The next day, I get a random call from my ENT's office. When I call back they tell me that they called to let me know that they requested copies of my MRI report to discuss with me. I know what they've found. No tumor would have gotten the "your MRI was clear" message. I have an appointment the next day, another Friday, for my second perfusion so the plan is to do that and discuss my MRI. My ENT shuffles through the pile of films, tosses one up on his light box and there it is. A nice, bright white, fluorescing spot on the right side of my head. The report says there is a "4 x 5 x 8 mm enhancing mass in the right IAC [inner auditory canal] most consistent with an acoustic schwannoma. It protrudes slightly into the CP [cerebellopontine] angle cistern. ... IMPRESSION: 1. Small to medium-sized right sided acoustic schwannoma as described above..." While I find the images of my brain pretty neat, all I can think is "dammit, I don't need this." We discuss possible treatments, referrals to specialists at UAB, etc. I decide that I'm not going through that whole perfusion thing again and I leave, deflated. I send the hubby a text with my MRI picture and I get :-( as a return message. Yep, that about sums it up. Today there is no pity party. One of my patients is dying and I have to be strong for his wife. I get home and my little man is overjoyed to see me. Today he is my ground wire, my center, my life.

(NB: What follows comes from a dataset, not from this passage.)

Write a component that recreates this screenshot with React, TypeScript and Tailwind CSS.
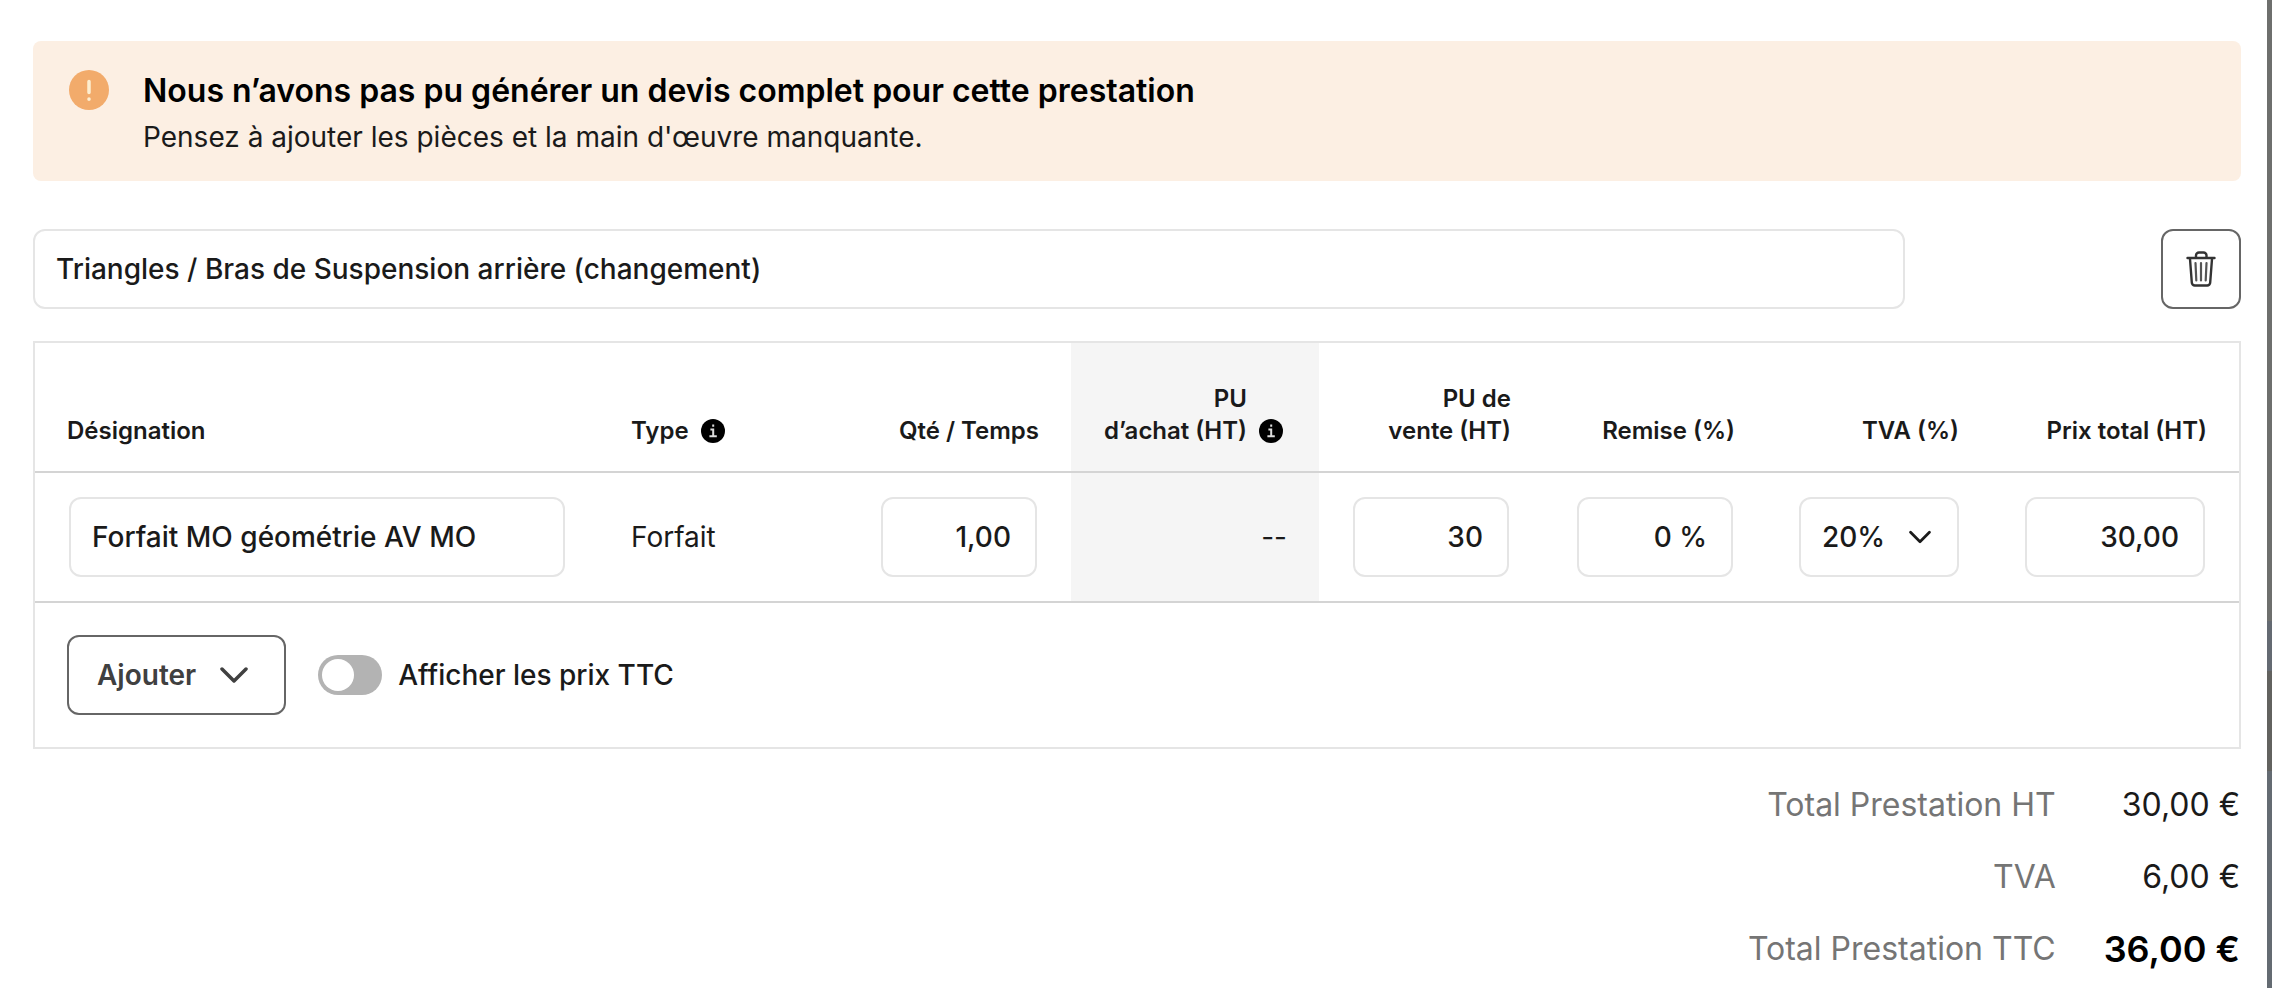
import type { ReactNode } from 'react'

const field =
  'h-20 w-full rounded-xl border-2 border-[#e5e5e5] bg-white text-[28px] font-medium text-[#1a1a1a] outline-none'

function InfoIcon() {
  return (
    <svg viewBox="0 0 24 24" className="size-6 shrink-0" aria-hidden="true">
      <circle cx="12" cy="12" r="12" fill="#000" />
      <path d="M12.2 6.6v.2M10.4 10.6h1.8v6.2M9.4 17.2h5.4" fill="none" stroke="#ddd" strokeWidth="2" strokeLinecap="square" />
    </svg>
  )
}

function TrashIcon() {
  return (
    <svg viewBox="0 0 30 36" className="h-9 w-[30px]" fill="none" stroke="#333" strokeLinecap="round" strokeLinejoin="round" aria-hidden="true">
      <path d="M1.5 7h27M10 6.5V4.500a3 3 0 0 1 3-3h4.500a3 3 0 0 1 3 3v2" strokeWidth="2.4" />
      <path d="M4 8l1.800 23.500a3 3 0 0 0 3 3h12.400a3 3 0 0 0 3-3L26 8" strokeWidth="2.4" />
      <path d="M9.500 12l.8 17.500M15 12v17.500M20.500 12l-.8 17.500" stroke="#555" strokeWidth="2.200" />
    </svg>
  )
}

function Chevron({ className }: { className: string }) {
  return (
    <svg viewBox="0 0 28 16" className={className} fill="none" stroke="currentColor" strokeWidth="3.5" strokeLinecap="round" strokeLinejoin="round" aria-hidden="true">
      <path d="M2 2l12 12L26 2" />
    </svg>
  )
}

function Th({ children, className = 'text-right' }: { children: ReactNode; className?: string }) {
  return <th scope="col" className={`px-8 pb-6 align-bottom font-semibold ${className}`}>{children}</th>
}

function NumberCell({ label, value }: { label: string; value: string }) {
  return (
    <td className="px-[34px]">
      <input aria-label={label} defaultValue={value} className={`${field} px-6 text-right`} />
    </td>
  )
}

export default function App() {
  return (
    <div className="flex min-h-screen bg-white font-['Inter',sans-serif] text-[#1a1a1a]">
      <main className="min-w-0 flex-1 pt-[41px] pr-[26px] pb-4 pl-[33px]">
        <div role="alert" className="flex gap-[34px] rounded-lg bg-[#fcefe3] px-9 pt-[25px] pb-[22px]">
          <svg viewBox="0 0 40 40" className="mt-1 size-10 shrink-0" aria-hidden="true">
            <circle cx="20" cy="20" r="20" fill="#f2ab6b" />
            <path d="M20 11.500v11M20 29v.2" stroke="#fdeed0" strokeWidth="3.5" strokeLinecap="round" />
          </svg>
          <div>
            <h2 className="text-[32px] leading-[49px] font-semibold text-black">Nous n’avons pas pu générer un devis complet pour cette prestation</h2>
            <p className="text-[28px] leading-11">Pensez à ajouter les pièces et la main d'œuvre manquante.</p>
          </div>
        </div>

        <div className="mt-12 flex justify-between">
          <div className="w-[84.8%]">
            <input aria-label="Prestation" defaultValue="Triangles / Bras de Suspension arrière (changement)" className={`${field} px-[21px]`} />
          </div>
          <button type="button" aria-label="Supprimer" className="flex size-20 items-center justify-center rounded-xl border-2 border-[#666]">
            <TrashIcon />
          </button>
        </div>

        <div className="mt-8 border-2 border-[#e5e5e5]">
          <table className="w-full table-fixed">
            <colgroup>
              <col />
              <col className="w-[248px]" />
              <col className="w-56" />
              <col className="w-[248px] bg-[#f5f5f5]" />
              <col className="w-56" />
              <col className="w-56" />
              <col className="w-56" />
              <col className="w-[248px]" />
            </colgroup>
            <thead className="text-2xl leading-8">
              <tr className="h-[129px] border-b-2 border-[#d4d4d4]">
                <Th className="text-left">Désignation</Th>
                <Th className="text-left">
                  <span className="flex items-center gap-3">Type <InfoIcon /></span>
                </Th>
                <Th>Qté / Temps</Th>
                <Th>
                  <span className="flex items-end justify-end gap-3 pr-1">
                    <span>PU<br />d’achat (HT)</span>
                    <span className="pb-1"><InfoIcon /></span>
                  </span>
                </Th>
                <Th>PU de<br />vente (HT)</Th>
                <Th>Remise (%)</Th>
                <Th>TVA (%)</Th>
                <Th>Prix total (HT)</Th>
              </tr>
            </thead>
            <tbody className="text-[28px]">
              <tr className="h-[130px] border-b-2 border-[#d4d4d4]">
                <td className="px-[34px]">
                  <input aria-label="Désignation" defaultValue="Forfait MO géométrie AV MO" className={`${field} px-[21px]`} />
                </td>
                <td className="px-8">Forfait</td>
                <NumberCell label="Qté / Temps" value="1,00" />
                <td className="px-8 text-right">--</td>
                <NumberCell label="PU de vente (HT)" value="30" />
                <NumberCell label="Remise (%)" value="0 %" />
                <td className="px-8">
                  <div className="relative">
                    <select aria-label="TVA (%)" defaultValue="20" className={`${field} appearance-none px-[21px]`}>
                      <option value="20">20%</option>
                      <option value="10">10%</option>
                      <option value="0">0%</option>
                    </select>
                    <Chevron className="pointer-events-none absolute top-8 right-7 h-4 w-[22px]" />
                  </div>
                </td>
                <NumberCell label="Prix total (HT)" value="30,00" />
              </tr>
            </tbody>
          </table>

          <div className="flex items-center px-8 py-8">
            <button type="button" className="flex h-20 items-center gap-6 rounded-xl border-2 border-[#666] pr-9 pl-7 text-[28px] font-semibold text-[#404040]">
              Ajouter
              <Chevron className="h-4 w-7" />
            </button>
            <label className="ml-8 flex items-center gap-4 text-[28px] font-medium">
              <input type="checkbox" role="switch" className="peer sr-only" />
              <span className="flex h-10 w-16 items-center rounded-full bg-[#b3b3b3] p-1 peer-checked:justify-end">
                <span className="size-8 rounded-full bg-white" />
              </span>
              Afficher les prix TTC
            </label>
          </div>
        </div>

        <dl className="mt-5 grid grid-cols-[1fr_auto] gap-x-12 pr-px text-right text-[32px] leading-[72px]">
          <dt className="text-[#757575]">Total Prestation HT</dt>
          <dd>30,00 €</dd>
          <dt className="text-[#757575]">TVA</dt>
          <dd>6,00 €</dd>
          <dt className="text-[#757575]">Total Prestation TTC</dt>
          <dd className="text-4xl leading-[72px] font-semibold text-black">36,00 €</dd>
        </dl>
      </main>

      {/* dimmed page showing behind the panel */}
      <div className="w-[5px] bg-[linear-gradient(#6e6f6d_62%,#646a72_62%_67%,#62625f_67%_77%,#646b72_77%)]" />
    </div>
  )
}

He reminds me why I can't and won't let that glowing dot on my brain ruin my life.

Now I'm in that waiting phase. I have an appointment with an otologic/neurotologic surgeon at UAB's Kirkland Clinic early next month. I'm trying my best to deal with not being able to hear and cope with the constant, high pitched buzz in my head. I'm in research mode and burn most of my free time online trying to make sense of the tumor in my head.